» **Exercise description**
Copy every line with the string "styled" in it.

» **Information provided**

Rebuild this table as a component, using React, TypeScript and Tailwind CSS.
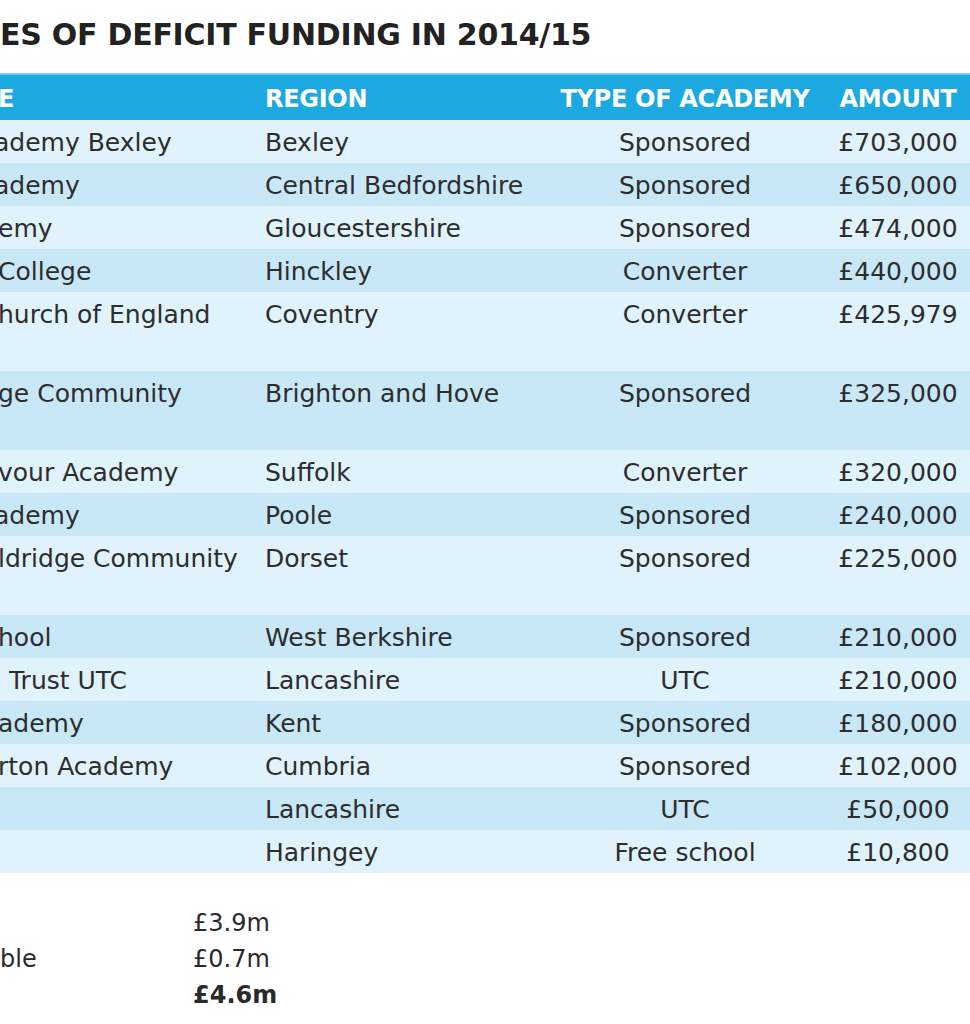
type Row = {
  name: string;
  region: string;
  type: string;
  amount: string;
  tall?: boolean;
  shift?: string;
};

const rows: Row[] = [
  { name: "ademy Bexley", region: "Bexley", type: "Sponsored", amount: "£703,000", shift: "-ml-[6px]" },
  { name: "ademy", region: "Central Bedfordshire", type: "Sponsored", amount: "£650,000", shift: "-ml-[6px]" },
  { name: "emy", region: "Gloucestershire", type: "Sponsored", amount: "£474,000" },
  { name: "College", region: "Hinckley", type: "Converter", amount: "£440,000" },
  { name: "hurch of England", region: "Coventry", type: "Converter", amount: "£425,979", tall: true },
  { name: "ge Community", region: "Brighton and Hove", type: "Sponsored", amount: "£325,000", tall: true },
  { name: "vour Academy", region: "Suffolk", type: "Converter", amount: "£320,000" },
  { name: "ademy", region: "Poole", type: "Sponsored", amount: "£240,000", shift: "-ml-[6px]" },
  { name: "ldridge Community", region: "Dorset", type: "Sponsored", amount: "£225,000" , tall: true },
  { name: "hool", region: "West Berkshire", type: "Sponsored", amount: "£210,000" },
  { name: "Trust UTC", region: "Lancashire", type: "UTC", amount: "£210,000", shift: "ml-[9px]" },
  { name: "ademy", region: "Kent", type: "Sponsored", amount: "£180,000" },
  { name: "rton Academy", region: "Cumbria", type: "Sponsored", amount: "£102,000" },
  { name: "", region: "Lancashire", type: "UTC", amount: "£50,000" },
  { name: "", region: "Haringey", type: "Free school", amount: "£10,800" },
];

const totals = [
  { label: "", value: "£3.9m", bold: false },
  { label: "ble", value: "£0.7m", bold: false },
  { label: "", value: "£4.6m", bold: true },
];

export default function App() {
  return (
    <div className="w-[970px] h-[1024px] overflow-hidden bg-white text-[#2d2d2d] font-['DejaVu_Sans',sans-serif]">
      <h1 className="pt-[17px] text-[30px] leading-[36px] font-bold tracking-[-0.25px] text-[#222] whitespace-nowrap">
        ES OF DEFICIT FUNDING IN 2014/15
      </h1>

      <div className="mt-[20px] w-[984px]">
        <div className="grid grid-cols-[262px_296px_254px_172px] h-[47px] items-center border-t-2 border-[#74cdf0] bg-[#1ca9e1] text-white text-[24px] font-bold tracking-[-0.3px] pt-[3px] whitespace-nowrap">
          <span className="-ml-[2px]">E</span>
          <span className="pl-[3px]">REGION</span>
          <span className="text-center">TYPE OF ACADEMY</span>
          <span className="text-center">AMOUNT</span>
        </div>

        {rows.map((r, i) => (
          <div
            key={i}
            className={`grid grid-cols-[262px_296px_254px_172px] items-start pt-[4px] text-[25px] leading-[37px] whitespace-nowrap ${
              r.tall ? "h-[79px]" : "h-[43px]"
            } ${i % 2 === 0 ? "bg-[#e0f2fc]" : "bg-[#c8e8f8]"}`}
          >
            <span className={`overflow-hidden ${r.shift ?? "-ml-[2px]"}`}>{r.name}</span>
            <span className="pl-[3px]">{r.region}</span>
            <span className="text-center">{r.type}</span>
            <span className="text-center">{r.amount}</span>
          </div>
        ))}
      </div>

      <div className="mt-[32px] grid grid-cols-[193px_auto] text-[24px] leading-[36px] text-[#2a2a2a]">
        {totals.map((t, i) => (
          <div key={i} className="contents">
            <span>{t.label}</span>
            <span className={t.bold ? "font-bold" : ""}>{t.value}</span>
          </div>
        ))}
      </div>
    </div>
  );
}
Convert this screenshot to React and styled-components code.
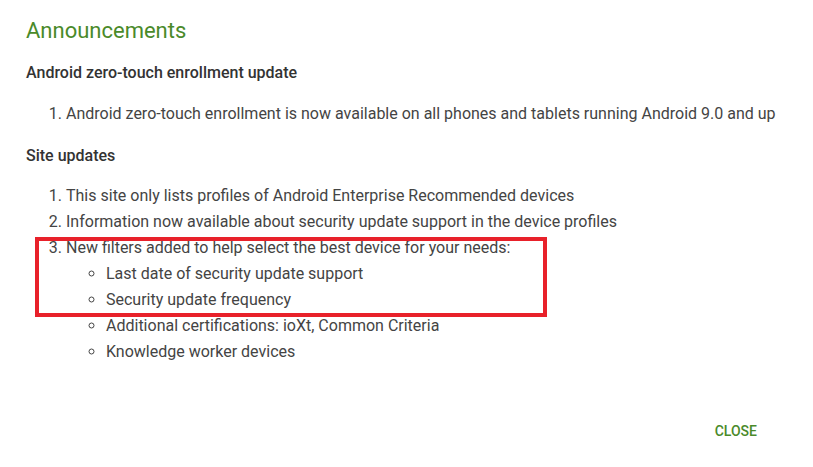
import React from "react";
import styled, { createGlobalStyle } from "styled-components";

const Global = createGlobalStyle`
  html, body { margin: 0; padding: 0; background: #fff; }
  body { font-family: Roboto, "Noto Sans", Arial, sans-serif; }
`;

const Dialog = styled.div`
  width: 813px;
  height: 467px;
  box-sizing: border-box;
  padding: 15px 26px 0 26px;
  display: flex;
  flex-direction: column;
  background: #fff;
`;

const Title = styled.h2`
  margin: 0 0 14px 0;
  font-size: 22px;
  line-height: 32px;
  font-weight: 400;
  color: #4a8a2a;
`;

const Section = styled.h3`
  margin: 0 0 ${(p) => p.$gap}px 0;
  font-size: 16px;
  line-height: 24px;
  font-weight: 500;
  color: #333;
`;

const OList = styled.ol`
  margin: 0 0 ${(p) => p.$gap || 0}px 0;
  padding-left: 40px;
  font-size: 16px;
  line-height: 26px;
  color: #444;
`;

const Item = styled.li`
  position: relative;
`;

const SubList = styled.ul`
  margin: 0;
  padding-left: 40px;
  list-style-type: circle;
`;

const Highlight = styled.div`
  position: absolute;
  left: -31px;
  top: 2px;
  width: 512px;
  height: 80px;
  box-sizing: border-box;
  border: 4px solid #e8212a;
  pointer-events: none;
`;

const Footer = styled.div`
  margin-top: auto;
  display: flex;
  justify-content: flex-end;
  padding: 0 22px 18px 0;
`;

const Button = styled.button`
  background: none;
  border: none;
  padding: 8px 8px;
  font-family: Roboto, Arial, sans-serif;
  font-size: 14px;
  font-weight: 500;
  line-height: 20px;
  color: #4a8a2a;
  text-transform: uppercase;
  cursor: pointer;
`;

export default function App() {
  return (
    <>
      <Global />
      <Dialog>
        <Title>Announcements</Title>
        <Section $gap={16}>Android zero-touch enrollment update</Section>
        <OList $gap={17}>
          <li>
            Android zero-touch enrollment is now available on all phones and
            tablets running Android 9.0 and up
          </li>
        </OList>
        <Section $gap={15}>Site updates</Section>
        <OList>
          <li>This site only lists profiles of Android Enterprise Recommended devices</li>
          <li>Information now available about security update support in the device profiles</li>
          <Item>
            New filters added to help select the best device for your needs:
            <Highlight />
            <SubList>
              <li>Last date of security update support</li>
              <li>Security update frequency</li>
              <li>Additional certifications: ioXt, Common Criteria</li>
              <li>Knowledge worker devices</li>
            </SubList>
          </Item>
        </OList>
        <Footer>
          <Button>Close</Button>
        </Footer>
      </Dialog>
    </>
  );
}
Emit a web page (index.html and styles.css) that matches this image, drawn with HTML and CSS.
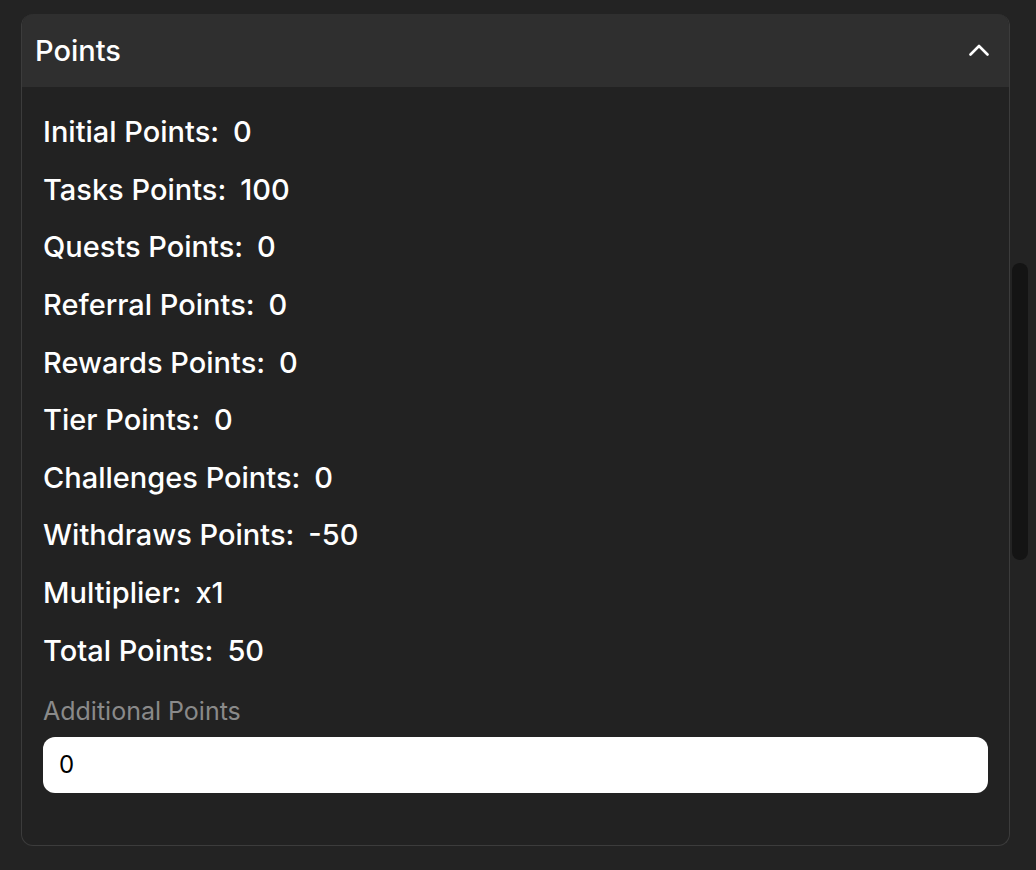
FILE: index.html
```html
<!DOCTYPE html>
<html>
<head>
<meta charset="utf-8">
<link rel="stylesheet" href="styles.css">
</head>
<body>
<div class="page">
  <div class="content">
    <section class="card">
      <header class="card-head">
        <h2 class="card-title">Points</h2>
        <svg class="chevron" width="20" height="12" viewBox="0 0 20 12"><path d="M1.5 10.5 L10 2 L18.5 10.5" fill="none" stroke="#fff" stroke-width="2.6" stroke-linecap="round" stroke-linejoin="round"/></svg>
      </header>
      <div class="card-body">
        <ul class="stats">
          <li><span>Initial Points:</span><span>0</span></li>
          <li><span>Tasks Points:</span><span>100</span></li>
          <li><span>Quests Points:</span><span>0</span></li>
          <li><span>Referral Points:</span><span>0</span></li>
          <li><span>Rewards Points:</span><span>0</span></li>
          <li><span>Tier Points:</span><span>0</span></li>
          <li><span>Challenges Points:</span><span>0</span></li>
          <li><span>Withdraws Points:</span><span>-50</span></li>
          <li><span>Multiplier:</span><span>x1</span></li>
          <li><span>Total Points:</span><span>50</span></li>
        </ul>
        <label class="field-label" for="add">Additional Points</label>
        <input class="field" id="add" type="text" value="0">
      </div>
    </section>
  </div>
  <div class="scrollbar"><div class="thumb"></div></div>
</div>
</body>
</html>
```

FILE: styles.css
```css
* { box-sizing: border-box; }
html, body { margin: 0; padding: 0; }
body {
  background: #232323;
  font-family: Inter, "Noto Sans", sans-serif;
  color: #fff;
  width: 1036px;
  height: 870px;
  overflow: hidden;
}
.page {
  display: flex;
  height: 870px;
}
.content {
  flex: 1;
  padding: 14px 2px 0 21px;
}
.scrollbar {
  width: 24px;
  padding: 263px 8px 0 0;
}
.thumb {
  width: 16px;
  height: 297px;
  background: #141414;
  border-radius: 8px;
}
.card {
  border-radius: 12px;
  overflow: hidden;
  border: 1px solid #3c3c3c;
  border-top: none;
  background: #222222;
}
.card-head {
  height: 73px;
  background: #2f2f2f;
  display: flex;
  align-items: center;
  justify-content: space-between;
  padding: 0 21px 0 14px;
  margin: 0 -1px;
}
.card-title {
  margin: 0;
  font-size: 29px;
  font-weight: 450;
  letter-spacing: 0;
}
.chevron { display: block; margin-top: -2px; }
.card-body {
  padding: 16px 21px 52px 21px;
}
.stats {
  list-style: none;
  margin: 0;
  padding: 0;
}
.stats li {
  display: flex;
  gap: 14px;
  font-size: 29px;
  font-weight: 450;
  height: 57.6px;
  align-items: center;
}
.field-label {
  display: block;
  margin-top: 14px;
  font-size: 25px;
  color: #8a8a8a;
  line-height: 36px;
}
.field {
  display: block;
  margin-top: 8px;
  width: 100%;
  height: 56px;
  border: none;
  border-radius: 12px;
  background: #fff;
  color: #000;
  font-family: Inter, "Noto Sans", sans-serif;
  font-size: 24px;
  padding: 0 16px;
  outline: none;
}
```
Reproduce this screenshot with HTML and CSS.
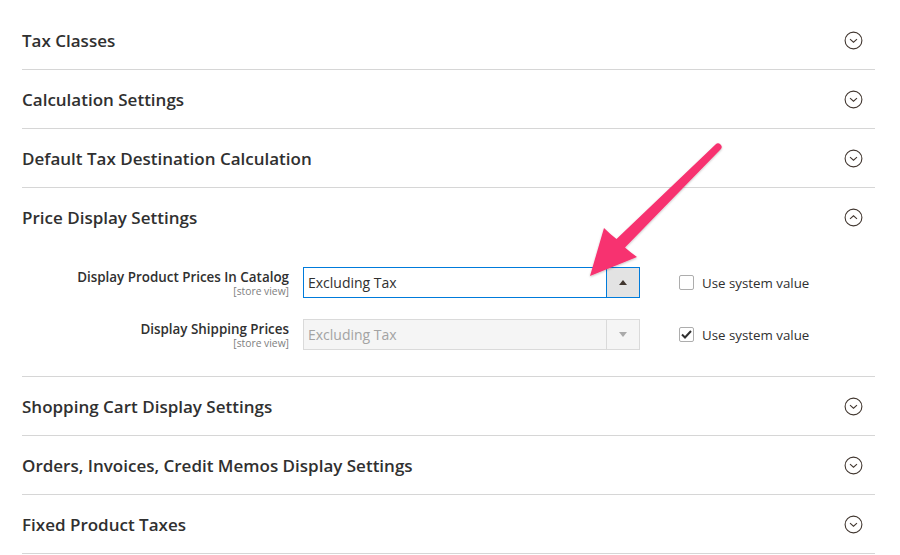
FILE: index.html
```html
<!DOCTYPE html>
<html lang="en">
<head>
    <meta charset="UTF-8">
    <meta name="viewport" content="width=device-width, initial-scale=1.0">
    <title>Tax Configuration</title>
    <link rel="stylesheet" href="styles.css">
</head>
<body>
    <div class="page">
        <div class="section">
            <div class="section-head">
                <span class="section-title">Tax Classes</span>
                <svg class="toggle" width="19" height="19" viewBox="0 0 19 19"><circle cx="9.5" cy="9.5" r="8.4"/><path d="M6 8.2 L9.5 11.2 L13 8.2"/></svg>
            </div>
        </div>
        <div class="section">
            <div class="section-head">
                <span class="section-title">Calculation Settings</span>
                <svg class="toggle" width="19" height="19" viewBox="0 0 19 19"><circle cx="9.5" cy="9.5" r="8.4"/><path d="M6 8.2 L9.5 11.2 L13 8.2"/></svg>
            </div>
        </div>
        <div class="section">
            <div class="section-head">
                <span class="section-title">Default Tax Destination Calculation</span>
                <svg class="toggle" width="19" height="19" viewBox="0 0 19 19"><circle cx="9.5" cy="9.5" r="8.4"/><path d="M6 8.2 L9.5 11.2 L13 8.2"/></svg>
            </div>
        </div>
        <div class="section">
            <div class="section-head">
                <span class="section-title">Price Display Settings</span>
                <svg class="toggle" width="19" height="19" viewBox="0 0 19 19"><circle cx="9.5" cy="9.5" r="8.4"/><path d="M6 10.8 L9.5 7.8 L13 10.8"/></svg>
            </div>
            <div class="fieldset">
                <div class="field-label">
                    <span class="label-text">Display Product Prices In Catalog</span>
                    <span class="scope">[store view]</span>
                </div>
                <div class="select focused">
                    <span class="select-value">Excluding Tax</span>
                    <span class="select-btn"><span class="tri up"></span></span>
                </div>
                <label class="system">
                    <span class="check"></span>
                    Use system value
                </label>

                <div class="field-label">
                    <span class="label-text">Display Shipping Prices</span>
                    <span class="scope">[store view]</span>
                </div>
                <div class="select disabled">
                    <span class="select-value">Excluding Tax</span>
                    <span class="select-btn"><span class="tri down"></span></span>
                </div>
                <label class="system">
                    <span class="check checked">
                        <svg width="11" height="9" viewBox="0 0 11 9"><path d="M1 4.5 L4 7.5 L10 1"/></svg>
                    </span>
                    Use system value
                </label>
            </div>
        </div>
        <div class="section">
            <div class="section-head">
                <span class="section-title">Shopping Cart Display Settings</span>
                <svg class="toggle" width="19" height="19" viewBox="0 0 19 19"><circle cx="9.5" cy="9.5" r="8.4"/><path d="M6 8.2 L9.5 11.2 L13 8.2"/></svg>
            </div>
        </div>
        <div class="section">
            <div class="section-head">
                <span class="section-title">Orders, Invoices, Credit Memos Display Settings</span>
                <svg class="toggle" width="19" height="19" viewBox="0 0 19 19"><circle cx="9.5" cy="9.5" r="8.4"/><path d="M6 8.2 L9.5 11.2 L13 8.2"/></svg>
            </div>
        </div>
        <div class="section">
            <div class="section-head">
                <span class="section-title">Fixed Product Taxes</span>
                <svg class="toggle" width="19" height="19" viewBox="0 0 19 19"><circle cx="9.5" cy="9.5" r="8.4"/><path d="M6 8.2 L9.5 11.2 L13 8.2"/></svg>
            </div>
        </div>
    </div>

    <!-- annotation arrow drawn over the form -->
    <svg class="arrow" width="900" height="555" viewBox="0 0 900 555">
        <defs>
            <filter id="soft" x="-20%" y="-20%" width="140%" height="140%">
                <feDropShadow dx="0" dy="1" stdDeviation="1.2" flood-color="#000" flood-opacity="0.25"/>
            </filter>
        </defs>
        <path filter="url(#soft)" d="M590 276 L604 228 Q610 234 616.5 239 L715.5 144.5 Q718 142 720.5 144.5 Q723 147 720.5 149.5 L625 247.5 Q630 252 637 257 Z"/>
    </svg>
</body>
</html>
```

FILE: styles.css
```css
body {
    margin: 0;
    background: #fff;
    font-family: "Open Sans", "Liberation Sans", sans-serif;
    color: #303030;
    position: relative;
    overflow: hidden;
}

.page {
    width: 853px;
    padding: 11px 0 0 22px;
}

.section {
    border-bottom: 1px solid #d6d6d6;
}

.section-head {
    height: 58px;
    display: flex;
    align-items: center;
    justify-content: space-between;
    padding-right: 12px;
}

.section-title {
    font-size: 17px;
    font-weight: 600;
    color: #303030;
}

.toggle {
    fill: none;
    stroke: #41362f;
    stroke-width: 1.1;
}

.fieldset {
    display: grid;
    grid-template-columns: 267px 337px auto;
    column-gap: 14px;
    row-gap: 21px;
    padding: 21px 0 26px;
}

.field-label {
    display: flex;
    flex-direction: column;
    align-items: flex-end;
    text-align: right;
    padding-top: 1px;
}

.label-text {
    font-size: 13.4px;
    font-weight: 600;
    line-height: 18px;
}

.scope {
    font-size: 10.3px;
    line-height: 11px;
    color: #808080;
}

.select {
    height: 31px;
    box-sizing: border-box;
    border: 1px solid #adadad;
    display: flex;
    align-items: stretch;
    background: #fff;
}

.select.focused {
    border-color: #007bdb;
}

.select.disabled {
    background: #f5f5f5;
    border-color: #dadada;
    color: #a3a3a3;
}

.select-value {
    flex: 1;
    display: flex;
    align-items: center;
    padding-left: 4px;
    font-size: 14px;
}

.select-btn {
    width: 32px;
    border-left: 1px solid #adadad;
    background: #e3e3e3;
    display: flex;
    align-items: center;
    justify-content: center;
}

.focused .select-btn {
    border-left-color: #007bdb;
}

.disabled .select-btn {
    background: #f5f5f5;
    border-left-color: #dadada;
}

.tri {
    width: 0;
    height: 0;
    border-left: 4px solid transparent;
    border-right: 4px solid transparent;
}

.tri.up {
    border-bottom: 5px solid #41362f;
}

.tri.down {
    border-top: 5px solid #aaa;
}

.system {
    display: flex;
    align-items: center;
    margin-left: 25px;
    font-size: 13.3px;
    color: #303030;
}

.check {
    width: 15px;
    height: 15px;
    box-sizing: border-box;
    border: 1px solid #adadad;
    border-radius: 2px;
    margin-right: 8px;
    display: flex;
    align-items: center;
    justify-content: center;
    background: #fff;
}

.check svg {
    fill: none;
    stroke: #303030;
    stroke-width: 2;
}

.arrow {
    position: absolute;
    top: 0;
    left: 0;
    pointer-events: none;
    fill: #f7336f;
}
```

» **Right answer**
Convert this screenshot to React and styled-components code.
import styled, { createGlobalStyle } from "styled-components";
const Dialog = styled.div`
const Title = styled.h2`
const Section = styled.h3`
const OList = styled.ol`
const Item = styled.li`
const SubList = styled.ul`
const Highlight = styled.div`
const Footer = styled.div`
const Button = styled.button`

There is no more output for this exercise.